• Mario Vegetti




Erophilus’ contribution to medical epistemology chiefly lies in his refusal to pursue the philosophy of nature, a refusal intended to ensure the autonomy of medicine. Medical theory must be limited to the field of observable phenomena, especially via anatomical dissection, and must avoid any discussion on the primary elements of matter. This approach was ultimately to pave the way to empiricism, which rejected anatomy itself, and was developed within the Erophilean school despite the rationalism of its founder. Erasistratus carried the rationalistic program further, starting with the drawing of a distinction between two levels of medicine, namely the scientific (aetiology and physiology) and the stochastic (diagnosis and therapy).

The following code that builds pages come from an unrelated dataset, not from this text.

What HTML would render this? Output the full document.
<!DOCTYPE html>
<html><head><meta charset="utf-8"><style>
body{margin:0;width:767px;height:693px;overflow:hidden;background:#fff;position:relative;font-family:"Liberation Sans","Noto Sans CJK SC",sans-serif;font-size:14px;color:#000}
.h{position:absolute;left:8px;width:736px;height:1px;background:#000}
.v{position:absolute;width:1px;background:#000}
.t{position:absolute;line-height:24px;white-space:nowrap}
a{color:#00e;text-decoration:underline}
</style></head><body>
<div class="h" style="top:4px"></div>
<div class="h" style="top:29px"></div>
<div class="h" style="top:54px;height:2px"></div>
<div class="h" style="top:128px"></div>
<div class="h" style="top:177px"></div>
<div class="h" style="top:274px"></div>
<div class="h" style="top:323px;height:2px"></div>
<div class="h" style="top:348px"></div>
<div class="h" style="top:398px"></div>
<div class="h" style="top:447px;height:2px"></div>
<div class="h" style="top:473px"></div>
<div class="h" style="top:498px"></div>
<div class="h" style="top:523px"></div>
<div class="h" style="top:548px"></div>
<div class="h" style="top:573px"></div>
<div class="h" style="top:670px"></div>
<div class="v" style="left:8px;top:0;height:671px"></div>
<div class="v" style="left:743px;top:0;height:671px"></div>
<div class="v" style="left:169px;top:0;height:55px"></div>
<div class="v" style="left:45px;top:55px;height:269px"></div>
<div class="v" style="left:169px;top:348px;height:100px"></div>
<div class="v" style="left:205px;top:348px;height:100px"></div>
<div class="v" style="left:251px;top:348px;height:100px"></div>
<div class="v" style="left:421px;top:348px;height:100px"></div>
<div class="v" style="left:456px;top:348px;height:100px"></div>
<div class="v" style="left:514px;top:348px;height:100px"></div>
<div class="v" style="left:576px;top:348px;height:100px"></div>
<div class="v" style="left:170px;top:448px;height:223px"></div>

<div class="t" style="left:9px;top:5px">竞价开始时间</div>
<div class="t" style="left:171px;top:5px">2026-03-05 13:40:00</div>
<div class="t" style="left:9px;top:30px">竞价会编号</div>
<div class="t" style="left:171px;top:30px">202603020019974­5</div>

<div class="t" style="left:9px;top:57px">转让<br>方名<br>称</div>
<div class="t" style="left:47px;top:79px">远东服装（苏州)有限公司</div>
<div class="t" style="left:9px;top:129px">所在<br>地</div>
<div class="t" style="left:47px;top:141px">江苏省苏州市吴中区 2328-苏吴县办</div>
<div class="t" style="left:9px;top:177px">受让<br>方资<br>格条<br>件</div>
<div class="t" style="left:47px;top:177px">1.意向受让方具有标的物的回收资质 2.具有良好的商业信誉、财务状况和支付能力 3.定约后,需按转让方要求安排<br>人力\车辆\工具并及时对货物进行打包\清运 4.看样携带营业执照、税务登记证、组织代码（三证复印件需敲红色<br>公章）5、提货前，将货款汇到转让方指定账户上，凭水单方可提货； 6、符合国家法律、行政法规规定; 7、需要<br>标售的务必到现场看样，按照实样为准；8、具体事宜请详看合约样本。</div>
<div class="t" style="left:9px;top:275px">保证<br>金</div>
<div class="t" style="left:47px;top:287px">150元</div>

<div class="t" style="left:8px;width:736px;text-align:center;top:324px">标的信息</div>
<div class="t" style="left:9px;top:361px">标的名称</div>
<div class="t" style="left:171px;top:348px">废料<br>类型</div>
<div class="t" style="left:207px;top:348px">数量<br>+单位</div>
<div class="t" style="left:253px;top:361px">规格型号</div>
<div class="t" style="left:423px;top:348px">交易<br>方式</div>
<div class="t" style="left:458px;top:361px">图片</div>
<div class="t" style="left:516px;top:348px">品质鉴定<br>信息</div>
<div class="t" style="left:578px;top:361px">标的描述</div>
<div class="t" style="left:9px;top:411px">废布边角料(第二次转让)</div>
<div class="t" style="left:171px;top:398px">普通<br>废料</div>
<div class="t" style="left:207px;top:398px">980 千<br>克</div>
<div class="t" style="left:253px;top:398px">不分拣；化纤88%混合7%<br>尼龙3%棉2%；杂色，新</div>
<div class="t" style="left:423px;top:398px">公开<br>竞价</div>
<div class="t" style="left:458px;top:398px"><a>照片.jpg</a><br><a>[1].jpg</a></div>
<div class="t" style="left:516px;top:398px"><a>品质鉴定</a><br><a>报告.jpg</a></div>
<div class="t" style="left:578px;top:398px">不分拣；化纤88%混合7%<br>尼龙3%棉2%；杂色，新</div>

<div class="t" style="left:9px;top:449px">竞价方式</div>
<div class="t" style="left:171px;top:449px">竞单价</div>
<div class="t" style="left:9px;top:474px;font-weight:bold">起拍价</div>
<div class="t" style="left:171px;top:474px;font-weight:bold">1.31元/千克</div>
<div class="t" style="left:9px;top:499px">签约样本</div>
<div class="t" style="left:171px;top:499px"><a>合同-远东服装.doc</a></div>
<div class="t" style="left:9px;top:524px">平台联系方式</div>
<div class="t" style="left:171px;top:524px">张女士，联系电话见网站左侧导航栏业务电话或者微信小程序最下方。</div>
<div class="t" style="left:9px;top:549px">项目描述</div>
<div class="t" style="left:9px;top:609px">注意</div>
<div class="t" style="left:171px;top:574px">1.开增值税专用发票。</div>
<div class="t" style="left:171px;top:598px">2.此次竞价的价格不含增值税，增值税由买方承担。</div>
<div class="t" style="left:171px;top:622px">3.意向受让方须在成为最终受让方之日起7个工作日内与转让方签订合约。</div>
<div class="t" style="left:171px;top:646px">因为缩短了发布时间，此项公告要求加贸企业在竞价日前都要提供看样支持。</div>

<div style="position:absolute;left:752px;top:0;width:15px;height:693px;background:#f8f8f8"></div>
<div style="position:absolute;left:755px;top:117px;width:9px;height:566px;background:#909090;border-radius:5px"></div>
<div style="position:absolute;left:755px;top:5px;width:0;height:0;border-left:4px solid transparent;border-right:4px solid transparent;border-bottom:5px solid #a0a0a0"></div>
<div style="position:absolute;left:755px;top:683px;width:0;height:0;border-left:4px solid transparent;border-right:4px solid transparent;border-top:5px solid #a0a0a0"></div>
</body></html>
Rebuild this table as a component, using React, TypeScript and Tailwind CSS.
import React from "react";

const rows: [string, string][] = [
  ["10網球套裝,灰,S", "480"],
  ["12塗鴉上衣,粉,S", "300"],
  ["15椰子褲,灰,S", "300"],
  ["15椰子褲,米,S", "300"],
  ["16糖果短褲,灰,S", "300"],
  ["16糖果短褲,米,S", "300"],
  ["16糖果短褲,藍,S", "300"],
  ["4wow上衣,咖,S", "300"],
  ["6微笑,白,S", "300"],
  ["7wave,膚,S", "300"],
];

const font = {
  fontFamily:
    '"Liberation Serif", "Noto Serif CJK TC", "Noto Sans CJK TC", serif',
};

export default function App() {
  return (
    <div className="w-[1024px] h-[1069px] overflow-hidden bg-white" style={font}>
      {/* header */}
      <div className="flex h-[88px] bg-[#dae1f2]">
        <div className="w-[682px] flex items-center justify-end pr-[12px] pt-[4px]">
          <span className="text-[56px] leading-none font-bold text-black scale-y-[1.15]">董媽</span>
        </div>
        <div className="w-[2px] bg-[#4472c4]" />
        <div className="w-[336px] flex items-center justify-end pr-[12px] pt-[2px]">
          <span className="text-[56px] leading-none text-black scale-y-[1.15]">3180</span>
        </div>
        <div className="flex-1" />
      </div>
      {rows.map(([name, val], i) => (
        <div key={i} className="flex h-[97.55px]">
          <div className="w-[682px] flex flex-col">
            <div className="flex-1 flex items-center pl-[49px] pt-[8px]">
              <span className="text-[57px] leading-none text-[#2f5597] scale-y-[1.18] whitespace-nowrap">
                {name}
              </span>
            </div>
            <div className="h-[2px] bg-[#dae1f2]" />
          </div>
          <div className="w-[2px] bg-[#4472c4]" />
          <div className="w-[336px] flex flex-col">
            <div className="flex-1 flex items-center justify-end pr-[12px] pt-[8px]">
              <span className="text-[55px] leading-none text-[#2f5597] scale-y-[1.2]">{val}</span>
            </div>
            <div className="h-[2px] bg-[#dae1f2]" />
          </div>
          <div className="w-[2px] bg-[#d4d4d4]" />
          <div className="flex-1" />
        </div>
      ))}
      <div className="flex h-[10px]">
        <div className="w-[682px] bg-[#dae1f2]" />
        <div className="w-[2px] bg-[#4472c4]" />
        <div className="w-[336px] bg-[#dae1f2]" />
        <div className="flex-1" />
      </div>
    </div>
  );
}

Erasistratus’ main effort consisted in the systematic fine-tuning of the theory of physiology: it required the introduction of structures (triplokia, anastomosis) empirically unobservable but whose assumption was imposed by theory, making them “rationally observable” (logoi theoreta). In this way, Erasistratus was also able to make diagnosis and therapy somehow deducible from aetiology and physiology, thus completing the rationalist project. The models according to which Erasistratus conceived of structures and somatic processes were largely derived from contemporary Hellenistic technology, both mechanical, and hydraulic and pneumatic.